Optimization of Large-Scale Hydrothermal System Operation
Publication: Journal of Water Resources Planning and Management
Volume 138, Issue 2
Abstract
This paper presents the development of a mathematical model to optimize the management and operation of the Brazilian hydrothermal system. The system consists of a large set of individual hydropower plants and a set of aggregated thermal plants. The energy generated in the system is interconnected by a transmission network so it can be transmitted to centers of consumption throughout the country. The optimization model offered is capable of handling different types of constraints, such as interbasin water transfers, water supply for various purposes, and environmental requirements. Its overall objective is to produce energy to meet the country’s demand at a minimum cost. Called HIDROTERM, the model integrates a database with basic hydrological and technical information to run the optimization model, and provides an interface to manage the input and output data. The optimization model uses the General Algebraic Modeling System (GAMS) package and can invoke different linear as well as nonlinear programming solvers.

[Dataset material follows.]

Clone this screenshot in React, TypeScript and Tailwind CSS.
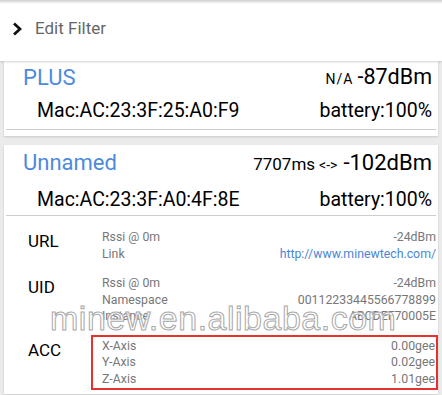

The optimization model was applied to the Brazilian hydrothermal system, one of the largest in the world. The system is divided into four subsystems with 127 active hydropower plants. Preliminary results under different scenarios of inflow, demand, and installed capacity demonstrate the efficiency and utility of the model. From this and other case studies in Brazil, the results indicate that the methodology developed is suitable to different applications, such as planning operation, capacity expansion, and operational rule studies, and trade-off analysis among multiple water users.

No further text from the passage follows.